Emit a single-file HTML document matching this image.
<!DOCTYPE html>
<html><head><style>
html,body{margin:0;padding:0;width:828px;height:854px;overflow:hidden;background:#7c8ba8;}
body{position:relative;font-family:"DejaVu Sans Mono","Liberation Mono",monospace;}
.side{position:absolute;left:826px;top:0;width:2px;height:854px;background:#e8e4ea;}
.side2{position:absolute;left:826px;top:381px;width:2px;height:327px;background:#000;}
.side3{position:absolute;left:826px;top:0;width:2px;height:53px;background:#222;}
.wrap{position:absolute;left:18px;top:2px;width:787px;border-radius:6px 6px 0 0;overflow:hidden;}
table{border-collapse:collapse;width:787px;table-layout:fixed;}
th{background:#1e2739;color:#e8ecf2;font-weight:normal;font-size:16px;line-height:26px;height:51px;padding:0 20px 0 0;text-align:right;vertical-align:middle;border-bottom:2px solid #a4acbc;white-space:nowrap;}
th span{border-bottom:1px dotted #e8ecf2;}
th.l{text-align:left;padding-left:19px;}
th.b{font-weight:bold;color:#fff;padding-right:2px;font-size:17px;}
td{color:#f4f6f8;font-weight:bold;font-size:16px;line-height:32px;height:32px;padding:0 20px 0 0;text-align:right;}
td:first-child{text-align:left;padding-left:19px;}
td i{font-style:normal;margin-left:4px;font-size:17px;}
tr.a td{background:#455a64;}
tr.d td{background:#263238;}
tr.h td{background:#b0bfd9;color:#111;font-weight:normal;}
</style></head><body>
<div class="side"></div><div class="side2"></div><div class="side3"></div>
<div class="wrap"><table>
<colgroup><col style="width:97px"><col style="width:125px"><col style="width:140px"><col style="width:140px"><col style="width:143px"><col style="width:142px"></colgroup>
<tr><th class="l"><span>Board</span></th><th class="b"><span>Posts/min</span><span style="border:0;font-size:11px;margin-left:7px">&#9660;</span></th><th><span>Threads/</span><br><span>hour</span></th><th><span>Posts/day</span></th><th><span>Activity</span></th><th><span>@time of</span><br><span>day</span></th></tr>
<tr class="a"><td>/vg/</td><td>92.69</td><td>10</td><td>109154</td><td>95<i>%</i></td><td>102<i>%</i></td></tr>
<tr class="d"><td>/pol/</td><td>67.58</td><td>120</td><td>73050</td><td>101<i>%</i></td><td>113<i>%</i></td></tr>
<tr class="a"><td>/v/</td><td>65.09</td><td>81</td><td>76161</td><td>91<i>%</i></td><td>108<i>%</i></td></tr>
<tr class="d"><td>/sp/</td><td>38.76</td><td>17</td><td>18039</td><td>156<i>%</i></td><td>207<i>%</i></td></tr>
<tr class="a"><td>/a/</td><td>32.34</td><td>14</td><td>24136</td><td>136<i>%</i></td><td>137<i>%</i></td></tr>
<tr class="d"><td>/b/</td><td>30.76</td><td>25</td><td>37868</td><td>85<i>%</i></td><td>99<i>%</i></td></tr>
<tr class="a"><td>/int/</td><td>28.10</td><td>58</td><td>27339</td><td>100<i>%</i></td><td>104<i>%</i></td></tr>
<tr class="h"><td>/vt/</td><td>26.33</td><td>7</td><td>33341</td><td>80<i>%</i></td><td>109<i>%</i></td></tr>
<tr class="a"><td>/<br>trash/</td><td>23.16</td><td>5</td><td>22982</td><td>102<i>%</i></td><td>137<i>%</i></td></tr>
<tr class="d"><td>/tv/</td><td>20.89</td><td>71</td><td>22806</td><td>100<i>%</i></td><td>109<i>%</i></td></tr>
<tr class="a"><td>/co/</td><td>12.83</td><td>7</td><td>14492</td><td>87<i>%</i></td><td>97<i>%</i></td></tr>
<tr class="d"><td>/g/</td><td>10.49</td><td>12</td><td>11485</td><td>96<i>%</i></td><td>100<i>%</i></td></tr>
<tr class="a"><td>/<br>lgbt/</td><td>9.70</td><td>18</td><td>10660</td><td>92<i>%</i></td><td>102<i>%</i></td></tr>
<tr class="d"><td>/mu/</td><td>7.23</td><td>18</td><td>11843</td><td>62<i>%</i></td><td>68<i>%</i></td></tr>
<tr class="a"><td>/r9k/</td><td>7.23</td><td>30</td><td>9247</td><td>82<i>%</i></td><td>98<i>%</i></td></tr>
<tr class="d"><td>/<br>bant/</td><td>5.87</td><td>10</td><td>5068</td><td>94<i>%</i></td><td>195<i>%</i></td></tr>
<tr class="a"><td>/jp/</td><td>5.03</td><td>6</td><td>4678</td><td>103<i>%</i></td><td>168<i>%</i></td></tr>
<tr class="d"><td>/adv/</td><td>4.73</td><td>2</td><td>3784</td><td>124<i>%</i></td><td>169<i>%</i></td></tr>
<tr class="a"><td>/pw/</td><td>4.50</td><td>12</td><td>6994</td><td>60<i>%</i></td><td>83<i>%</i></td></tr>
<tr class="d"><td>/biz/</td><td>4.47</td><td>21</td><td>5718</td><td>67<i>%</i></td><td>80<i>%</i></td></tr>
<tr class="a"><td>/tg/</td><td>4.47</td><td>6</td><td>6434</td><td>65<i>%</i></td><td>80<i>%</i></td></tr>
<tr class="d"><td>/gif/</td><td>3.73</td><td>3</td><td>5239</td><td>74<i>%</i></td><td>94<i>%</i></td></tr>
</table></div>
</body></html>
-----
Task objective
Write the material out again in its entirety, exactly as shown.

Full solution
Emit a single-file HTML document matching this image.
<!DOCTYPE html>
<html><head><style>
html,body{margin:0;padding:0;width:828px;height:854px;overflow:hidden;background:#7c8ba8;}
body{position:relative;font-family:"DejaVu Sans Mono","Liberation Mono",monospace;}
.side{position:absolute;left:826px;top:0;width:2px;height:854px;background:#e8e4ea;}
.side2{position:absolute;left:826px;top:381px;width:2px;height:327px;background:#000;}
.side3{position:absolute;left:826px;top:0;width:2px;height:53px;background:#222;}
.wrap{position:absolute;left:18px;top:2px;width:787px;border-radius:6px 6px 0 0;overflow:hidden;}
table{border-collapse:collapse;width:787px;table-layout:fixed;}
th{background:#1e2739;color:#e8ecf2;font-weight:normal;font-size:16px;line-height:26px;height:51px;padding:0 20px 0 0;text-align:right;vertical-align:middle;border-bottom:2px solid #a4acbc;white-space:nowrap;}
th span{border-bottom:1px dotted #e8ecf2;}
th.l{text-align:left;padding-left:19px;}
th.b{font-weight:bold;color:#fff;padding-right:2px;font-size:17px;}
td{color:#f4f6f8;font-weight:bold;font-size:16px;line-height:32px;height:32px;padding:0 20px 0 0;text-align:right;}
td:first-child{text-align:left;padding-left:19px;}
td i{font-style:normal;margin-left:4px;font-size:17px;}
tr.a td{background:#455a64;}
tr.d td{background:#263238;}
tr.h td{background:#b0bfd9;color:#111;font-weight:normal;}
</style></head><body>
<div class="side"></div><div class="side2"></div><div class="side3"></div>
<div class="wrap"><table>
<colgroup><col style="width:97px"><col style="width:125px"><col style="width:140px"><col style="width:140px"><col style="width:143px"><col style="width:142px"></colgroup>
<tr><th class="l"><span>Board</span></th><th class="b"><span>Posts/min</span><span style="border:0;font-size:11px;margin-left:7px">&#9660;</span></th><th><span>Threads/</span><br><span>hour</span></th><th><span>Posts/day</span></th><th><span>Activity</span></th><th><span>@time of</span><br><span>day</span></th></tr>
<tr class="a"><td>/vg/</td><td>92.69</td><td>10</td><td>109154</td><td>95<i>%</i></td><td>102<i>%</i></td></tr>
<tr class="d"><td>/pol/</td><td>67.58</td><td>120</td><td>73050</td><td>101<i>%</i></td><td>113<i>%</i></td></tr>
<tr class="a"><td>/v/</td><td>65.09</td><td>81</td><td>76161</td><td>91<i>%</i></td><td>108<i>%</i></td></tr>
<tr class="d"><td>/sp/</td><td>38.76</td><td>17</td><td>18039</td><td>156<i>%</i></td><td>207<i>%</i></td></tr>
<tr class="a"><td>/a/</td><td>32.34</td><td>14</td><td>24136</td><td>136<i>%</i></td><td>137<i>%</i></td></tr>
<tr class="d"><td>/b/</td><td>30.76</td><td>25</td><td>37868</td><td>85<i>%</i></td><td>99<i>%</i></td></tr>
<tr class="a"><td>/int/</td><td>28.10</td><td>58</td><td>27339</td><td>100<i>%</i></td><td>104<i>%</i></td></tr>
<tr class="h"><td>/vt/</td><td>26.33</td><td>7</td><td>33341</td><td>80<i>%</i></td><td>109<i>%</i></td></tr>
<tr class="a"><td>/<br>trash/</td><td>23.16</td><td>5</td><td>22982</td><td>102<i>%</i></td><td>137<i>%</i></td></tr>
<tr class="d"><td>/tv/</td><td>20.89</td><td>71</td><td>22806</td><td>100<i>%</i></td><td>109<i>%</i></td></tr>
<tr class="a"><td>/co/</td><td>12.83</td><td>7</td><td>14492</td><td>87<i>%</i></td><td>97<i>%</i></td></tr>
<tr class="d"><td>/g/</td><td>10.49</td><td>12</td><td>11485</td><td>96<i>%</i></td><td>100<i>%</i></td></tr>
<tr class="a"><td>/<br>lgbt/</td><td>9.70</td><td>18</td><td>10660</td><td>92<i>%</i></td><td>102<i>%</i></td></tr>
<tr class="d"><td>/mu/</td><td>7.23</td><td>18</td><td>11843</td><td>62<i>%</i></td><td>68<i>%</i></td></tr>
<tr class="a"><td>/r9k/</td><td>7.23</td><td>30</td><td>9247</td><td>82<i>%</i></td><td>98<i>%</i></td></tr>
<tr class="d"><td>/<br>bant/</td><td>5.87</td><td>10</td><td>5068</td><td>94<i>%</i></td><td>195<i>%</i></td></tr>
<tr class="a"><td>/jp/</td><td>5.03</td><td>6</td><td>4678</td><td>103<i>%</i></td><td>168<i>%</i></td></tr>
<tr class="d"><td>/adv/</td><td>4.73</td><td>2</td><td>3784</td><td>124<i>%</i></td><td>169<i>%</i></td></tr>
<tr class="a"><td>/pw/</td><td>4.50</td><td>12</td><td>6994</td><td>60<i>%</i></td><td>83<i>%</i></td></tr>
<tr class="d"><td>/biz/</td><td>4.47</td><td>21</td><td>5718</td><td>67<i>%</i></td><td>80<i>%</i></td></tr>
<tr class="a"><td>/tg/</td><td>4.47</td><td>6</td><td>6434</td><td>65<i>%</i></td><td>80<i>%</i></td></tr>
<tr class="d"><td>/gif/</td><td>3.73</td><td>3</td><td>5239</td><td>74<i>%</i></td><td>94<i>%</i></td></tr>
</table></div>
</body></html>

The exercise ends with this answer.